Nearly four years later, Alenia's contribution to the 787 looks very different. Global Aeronautica is no more, with Boeing taking complete ownership and operation of the Charleston campus. Vought too has been bought out by Boeing, enduring near financial ruin as a result of the 787 delays and the overall economic downturn. Vought, which provides some smaller components for the 787, including continuing engineering services, was acquired by Triumph in March 2010.

a 787 fuselage section under construction at alenia
 © Alenia Aeronautica
A 787 fuselage section under construction at Alenia's plant at Grottaglie

The hit to Boeing's reputation over nearly three years of delays to the 787 are nearly equal to the damage sustained by Alenia, which again returned to the spotlight after workmanship issues on its horizontal stabiliser in late-June buckled the Dreamliner's schedule by late-August. Boeing disclosed that inspections of its test fleet and significant rework on production airframes at Boeing's Everett facility would be required to prevent premature fatigue on the composite stabiliser.


According to Jim Albaugh, chief executive of Boeing Commercial Airplanes: "If a supplier has a problem, it's our problem. We gave them the contract and we should've done more to help make them successful. That being said, work is not an entitlement."

Boeing is now considering bringing the stabiliser for the larger 787-9, due in late 2013, in house to one of its own facilities in Seattle, Salt Lake City or Winnipeg and industry is openly wondering if the horizontal stabiliser for the 787-8 will come in house as well.

Albaugh, in an August interview, plainly laid out the challenge to the future relationship with Alenia: "We're committed to our suppliers to the extent they are reliable, that they deliver on the promises they make to us, but we can't put the enterprise in jeopardy. We are committed to Alenia, but Alenia, just like everyone else, you have to earn your way on to the programme each and every day."
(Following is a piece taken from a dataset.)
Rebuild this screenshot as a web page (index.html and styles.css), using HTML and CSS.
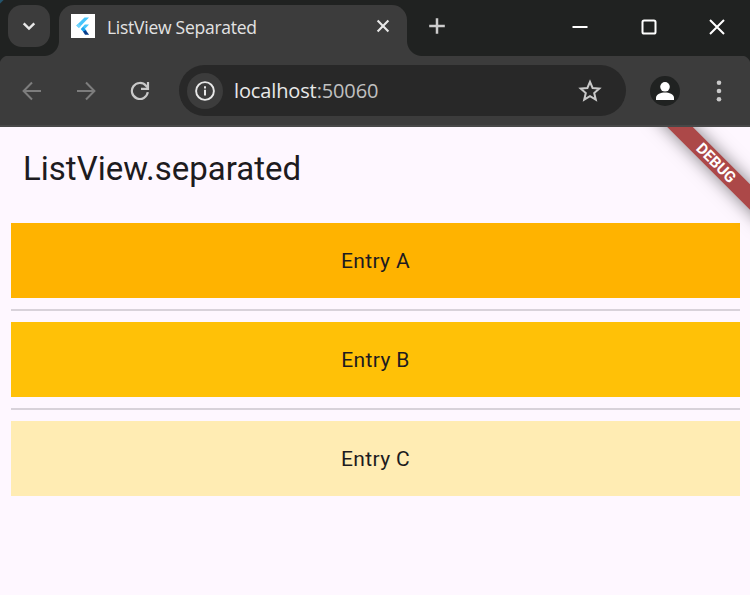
FILE: index.html
```html
<!DOCTYPE html>
<html lang="en">
<head>
<meta charset="utf-8">
<title>ListView Separated</title>
<link rel="stylesheet" href="styles.css">
</head>
<body>
<div class="window">
  <header class="tabstrip">
    <div class="tab-search"><svg width="42" height="42" viewBox="0 0 42 42"><path d="M15.700 18.300l5.300 5.300 5.300-5.300" fill="none" stroke="#e8e8e8" stroke-width="2.400"/></svg></div>
    <div class="tab">
      <svg class="favicon" width="24" height="24" viewBox="0 0 24 24"><rect width="24" height="24" fill="#fff"/><path d="M13.500 3.500H18L8 13.800l-2.600-2.300z" fill="#47c5fb"/><path d="M5.200 11.600L7.800 14l2-2-2.300-2.500z" fill="#71d4fc"/><path d="M13.800 10.500H18l-4.200 4.500H9.800z" fill="#47c5fb"/><path d="M9.800 15.300l2.300-2.300 3.400 3.600-2.500 1.800z" fill="#20a5ed"/><path d="M12 17.600l2.800-1.400 3.300 4.500H14z" fill="#083e8c"/></svg>
      <span class="tab-title">ListView Separated</span>
      <svg class="tab-close" width="14" height="14" viewBox="0 0 14 14"><path d="M1.600 1.600l10.800 10.800M12.400 1.600L1.600 12.400" stroke="#e8e8e8" stroke-width="2.100"/></svg>
    </div>
    <svg class="new-tab" width="16" height="16" viewBox="0 0 16 16"><path d="M8 .2v15.600M.2 8h15.600" stroke="#ccc" stroke-width="2.500"/></svg>
    <div class="controls">
      <svg width="16" height="16" viewBox="0 0 16 16"><path d="M.5 8h15" stroke="#fff" stroke-width="2"/></svg>
      <svg width="16" height="16" viewBox="0 0 16 16"><rect x="1.500" y="1.500" width="13" height="13" rx="1.600" fill="none" stroke="#fff" stroke-width="2"/></svg>
      <svg width="16" height="16" viewBox="0 0 16 16"><path d="M1 1l14 14M15 1L1 15" stroke="#fff" stroke-width="2"/></svg>
    </div>
  </header>
  <nav class="toolbar">
    <svg class="nav-icon" width="20" height="20" viewBox="0 0 20 20"><path d="M19 10H2M10 1.500L1.600 10l8.400 8.500" fill="none" stroke="#7d7d7d" stroke-width="2"/></svg>
    <svg class="nav-icon" width="20" height="20" viewBox="0 0 20 20"><path d="M1 10h17M10 1.500l8.400 8.500-8.400 8.500" fill="none" stroke="#7d7d7d" stroke-width="2"/></svg>
    <svg class="nav-icon reload" width="20" height="20" viewBox="0 0 20 20"><path d="M17.800 11.200A8 8 0 1 1 16 4.800L17.300 6.400" fill="none" stroke="#c9c9c9" stroke-width="2.200"/><path d="M18 1v6.800h-7" fill="none" stroke="#c9c9c9" stroke-width="2.200"/></svg>
    <div class="omnibox">
      <div class="site-info"><svg width="20" height="20" viewBox="0 0 20 20"><circle cx="10" cy="10" r="8.900" fill="none" stroke="#e8e8e8" stroke-width="1.900"/><path d="M10 8.800v5.700M10 5.300v2.100" stroke="#e8e8e8" stroke-width="2"/></svg></div>
      <span class="url">localhost<span class="port">:50060</span></span>
      <svg class="star" width="24" height="24" viewBox="0 0 24 24"><path d="M12 2.800l2.600 6.200 6.700.6-5.100 4.400 1.600 6.700-5.800-3.500-5.800 3.500L7.800 14 2.700 9.600l6.700-.6z" fill="none" stroke="#c9c9c9" stroke-width="2"/></svg>
    </div>
    <svg class="avatar" width="30" height="30" viewBox="0 0 30 30"><circle cx="15" cy="15" r="15" fill="#202221"/><circle cx="15" cy="10.800" r="4.800" fill="#fff"/><path d="M6 24v-2.200c0-3.600 5-5.300 9-5.300s9 1.700 9 5.300V24z" fill="#fff"/></svg>
    <svg class="menu" width="6" height="22" viewBox="0 0 6 22"><g fill="#c9c9c9"><circle cx="3" cy="2.700" r="2.300"/><circle cx="3" cy="11" r="2.300"/><circle cx="3" cy="19.300" r="2.300"/></g></svg>
  </nav>
  <main class="app">
    <h1 class="app-title">ListView.separated</h1>
    <ul class="list">
      <li class="entry entry-a">Entry A</li>
      <li class="divider"></li>
      <li class="entry entry-b">Entry B</li>
      <li class="divider"></li>
      <li class="entry entry-c">Entry C</li>
    </ul>
    <div class="banner">DEBUG</div>
  </main>
</div>
</body>
</html>
```

FILE: styles.css
```css
* { box-sizing: border-box; }
body { margin: 0; background: #fef7ff; }
svg { display: block; flex: none; }
.window { width: 750px; height: 595px; display: flex; flex-direction: column; overflow: hidden; }

.tabstrip {
  height: 56px;
  flex: none;
  display: flex;
  align-items: flex-start;
  background: linear-gradient(135deg, #24546c 2px, transparent 3px), #202221;
}
.tab-search { margin: 5px 9px 0 8px; width: 42px; height: 42px; border-radius: 14px; background: #3c3c3c; }
.tab {
  position: relative;
  width: 348px;
  height: 51px;
  margin-top: 5px;
  padding: 0 17px 8px 12px;
  display: flex;
  align-items: center;
  background: #3c3c3c;
  border-radius: 15px 15px 0 0;
}
.tab::before, .tab::after { content: ""; position: absolute; bottom: 0; width: 15px; height: 15px; }
.tab::before { left: -15px; background: radial-gradient(circle at 0 0, transparent 14.5px, #3c3c3c 15.5px); }
.tab::after { right: -15px; background: radial-gradient(circle at 100% 0, transparent 14.5px, #3c3c3c 15.5px); }
.favicon { margin-top: -1px; }
.tab-close { margin-top: -2px; }
.tab-title { flex: 1; margin-left: 12px; font: 17.5px/24px "Open Sans", sans-serif; letter-spacing: -0.26px; color: #e3e3e3; white-space: nowrap; }
.new-tab { margin: 18px 0 0 22px; }
.controls { margin: 19px 25px 0 auto; display: flex; gap: 52.5px; }

.toolbar {
  position: relative;
  height: 71px;
  flex: none;
  display: flex;
  align-items: center;
  padding: 0 28px 0 22px;
  background: #3c3c3c;
  border-bottom: 2px solid #484848;
}
.toolbar::before, .toolbar::after { content: ""; position: absolute; top: 0; width: 9px; height: 9px; }
.toolbar::before { left: 0; background: radial-gradient(circle at 100% 100%, transparent 9px, #202221 10px); }
.toolbar::after { right: 0; background: radial-gradient(circle at 0 100%, transparent 9px, #202221 10px); }
.nav-icon { margin-right: 34px; }
.nav-icon.reload { margin-right: 29px; }
.omnibox { width: 447px; height: 51px; border-radius: 26px; background: #282828; display: flex; align-items: center; padding: 0 24px 0 7.5px; }
.site-info { width: 36px; height: 36px; border-radius: 50%; background: #3c3c3c; display: flex; align-items: center; justify-content: center; }
.url { flex: 1; margin-left: 11.5px; font: 20px/28px "Open Sans", sans-serif; letter-spacing: -0.13px; color: #e8e8e8; }
.port { color: #c0c0c0; }
.avatar { margin-left: 24px; }
.menu { margin-left: auto; }

.app { position: relative; flex: 1; overflow: hidden; background: #fef7ff; font-family: Roboto, sans-serif; color: #1d1b20; }
.app-title { margin: 0; padding-left: 23px; height: 84px; font-size: 33px; font-weight: 400; line-height: 84px; }
.list { list-style: none; margin: 12px 10px 0 11px; padding: 0; }
.entry { height: 75px; display: flex; align-items: center; justify-content: center; font-size: 21px; letter-spacing: 0.375px; }
.entry-a { background: #ffb300; }
.entry-b { background: #ffc107; }
.entry-c { background: #ffecb3; }
.divider { height: 2px; margin: 11px 0; background: #d8d2da; }
.banner {
  position: absolute;
  left: 636px;
  top: 27px;
  width: 160px;
  height: 18px;
  transform: rotate(45deg);
  background: #ac4848;
  box-shadow: 0 0 17px rgba(0, 0, 0, 0.5);
  color: #fff;
  font-size: 15.3px;
  font-weight: 700;
  line-height: 18px;
  text-align: center;
}
```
Alenia continues on its ramp up supplying composite fuselage barrels from its Grottaglie, Italy facility along with the stabilisers from Foggia to Boeing, transitioning from the initial development tranche of 787, feeding design updates from flight test back into production units, while eliminating workmanship issues from stabiliser 30 and on.
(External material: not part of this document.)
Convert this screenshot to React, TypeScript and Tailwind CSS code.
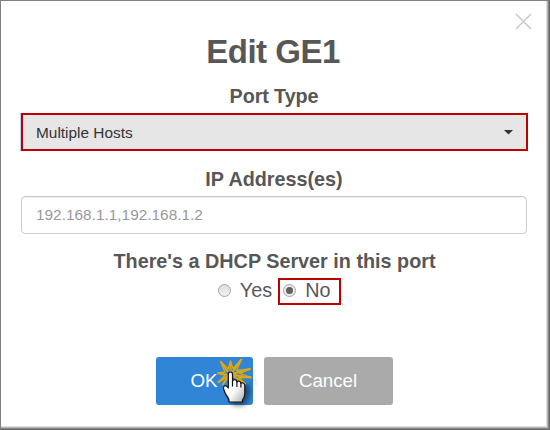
import React from 'react';

const ClickPointer: React.FC = () => (
  <svg
    className="absolute left-[60px] top-0 h-[58px] w-[50px]"
    viewBox="0 0 50 58"
    fill="none"
  >
    <defs>
      <linearGradient id="hand" x1="0" y1="0" x2="1" y2="1">
        <stop offset="0.55" stopColor="#ffffff" />
        <stop offset="1" stopColor="#a8a8a8" />
      </linearGradient>
      <filter id="soft" x="-50%" y="-50%" width="200%" height="200%">
        <feGaussianBlur stdDeviation="2" />
      </filter>
    </defs>
    <path
      d="M18 21l7 6 8 0 2 6-2 9-5 7H17l-4-9z"
      fill="#000"
      opacity="0.4"
      filter="url(#soft)"
    />
    <path d="M36 22l4 5" stroke="#000" strokeWidth="3" opacity="0.15" filter="url(#soft)" />
    <path
      d="M4.500 4.200L12 15M14.500 4.500V15M25.700 2L16.500 15M34.500 11.800L16 17M35.500 20.500L17 18M29.500 27L17 19M1.500 16l10 2M1.800 25.500L12 19M6.500 28L12 20"
      stroke="#dda814"
      strokeWidth="2"
    />
    <path
      d="M11 20L2 25.500 9 18.500 1.500 16l7.500-1L4.500 4.200 12 12l2.500-7.500L17 11.500 25.700 2 20.500 13.500 34.500 11.800 24 16.500 35.500 20.500 23 20.500 29.500 27 20 23"
      stroke="#dda814"
      strokeWidth="1.300"
    />
    <path
      d="M12.300 31V17.200q0-2.200 2.100-2.200t2.100 2.200V24q.8-1.500 2.300-1.300 1.900.1 2.100 2.300.8-1.200 2.200-.8 1.600.3 1.800 2.300.8-1 2.200-.5 1.700.6 1.700 2.500V37q-.3 3.500-2.300 6v2H13v-2q-1-3-3.500-6L7.600 32q-.5-3 1.400-3.300 1.500-.1 3.300 2.300z"
      fill="url(#hand)"
      stroke="#111"
      strokeWidth="1.200"
      strokeLinejoin="round"
    />
    <path d="M16.500 24v5.500M20.900 25v5M24.900 26.500v4" stroke="#111" strokeWidth="1.200" />
  </svg>
);

const App: React.FC = () => {
  return (
    <div className="h-[430px] w-[550px] border-b border-l border-r border-t border-[#808080] border-b-[#696969] border-r-[#696969] bg-white font-['Liberation_Sans',Arial,sans-serif] text-[#575757]">
      <div className="h-full border-b border-r border-[#858585]">
        <div className="h-full border-b border-r border-[#b8b8b8]">
          <div className="relative flex h-full flex-col items-center border-b border-r border-[#dcdcdc] pl-5 pr-[19px]">
            <button className="absolute right-[14px] top-[12px]" aria-label="Close">
              <svg className="h-[17px] w-[17px]" viewBox="0 0 17 17">
                <path d="M1 1l15 15M16 1L1 16" stroke="#c8c8c8" strokeWidth="1.5" />
              </svg>
            </button>

            <h2 className="mt-[31px] h-10 pr-[2px] text-[33px] font-bold leading-10 tracking-[-0.5px]">
              Edit GE1
            </h2>

            <label className="mt-3 h-6 text-[19.8px] font-bold leading-6 tracking-[-0.1px]">Port Type</label>
            <div className="mt-[5px] flex h-[38px] w-[507px] items-center justify-between self-start border-2 border-[#c00000] bg-[#e6e6e6] pl-[13px] pr-[13px] text-[15.4px] text-[#333] shadow-[-1px_0_0_#b5d3f5]">
              <span className="pt-0.5">Multiple Hosts</span>
              <svg className="h-[5px] w-[9px]" viewBox="0 0 9 5">
                <path d="M0 0h9L4.500 4.500z" fill="#333" />
              </svg>
            </div>

            <label className="mt-4 h-6 text-[19.8px] font-bold leading-6">IP Address(es)</label>
            <input
              className="mt-[5px] h-[38px] w-full rounded-[4px] border border-[#ccc] px-[14px] text-[15.4px] shadow-[inset_0_1px_1px_rgba(0,0,0,0.075)] placeholder:text-[#999]"
              placeholder="192.168.1.1,192.168.1.2"
            />

            <p className="mt-[15px] h-6 pl-px text-[19.8px] font-bold leading-6">
              There's a DHCP Server in this port
            </p>
            <div className="mt-[5px] flex h-[27px] items-center pl-[11px] text-[19.8px] leading-6">
              <div className="flex items-center pb-[3px]">
                <span className="mr-[9px] h-[13px] w-[13px] rounded-full border border-[#a6a6a6] bg-linear-to-b from-[#dedede] to-[#f0f0f0]" />
                <span>Yes</span>
              </div>
              <div className="ml-[6px] flex h-[27px] w-[63px] items-center border-2 border-[#c00000] pb-[3px] pl-[3px]">
                <span className="mr-[9px] flex h-[13px] w-[13px] items-center justify-center rounded-full border border-[#a6a6a6] bg-[#ececec]">
                  <span className="h-[7px] w-[7px] rounded-full bg-[#606060]" />
                </span>
                <span>No</span>
              </div>
            </div>

            <div className="mt-[52px] flex gap-[11px] text-[18.7px] text-white">
              <button className="relative h-12 w-[97px] rounded-[3px] bg-[#3085d6]">
                OK
                <ClickPointer />
              </button>
              <button className="h-12 w-[129px] rounded-[3px] bg-[#aaa]">Cancel</button>
            </div>
          </div>
        </div>
      </div>
    </div>
  );
};

export default App;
Though as it moves to get past its experience on the early years of the 787, Alenia faces another major test of its composite production capability on a design to build programme, serving as a first tier supplier for Bombardier's CSeries, producing the horizontal and vertical stabilser for the 125-seat CS100, which is entering service in 2013.

Bombardier, wary of the reputation earned by airframers over-promising and under-delivering on schedule, and cognisant of its role as market newcomer, continues to emphasise the importance of execution. Commercial Aircraft vice president Ben Boehm has met with Alenia regarding the workmanship issues and how to avoid a similar fate for CSeries.

"The biggest crux of that meeting now that we've heard of the Boeing/Alenia issues is to firmly re-establish our processes," said Boehm. "Because we know our processes work, ever since the Global [Express] we've been making planes like this with international supply chains so we know it works."

Though Boehm had tough words for the Italian supplier: "Our reputation is staked on you and we're not going to let you mess with us."

Yet Boehm had no qualms about Alenia's selection and its portfolio of work: "Why did we pick Alenia? Because they're good at what they do. They make good flight surfaces. We pick specialists in their field. So when Bombardier picks a supplier, we are picking them for their expertise."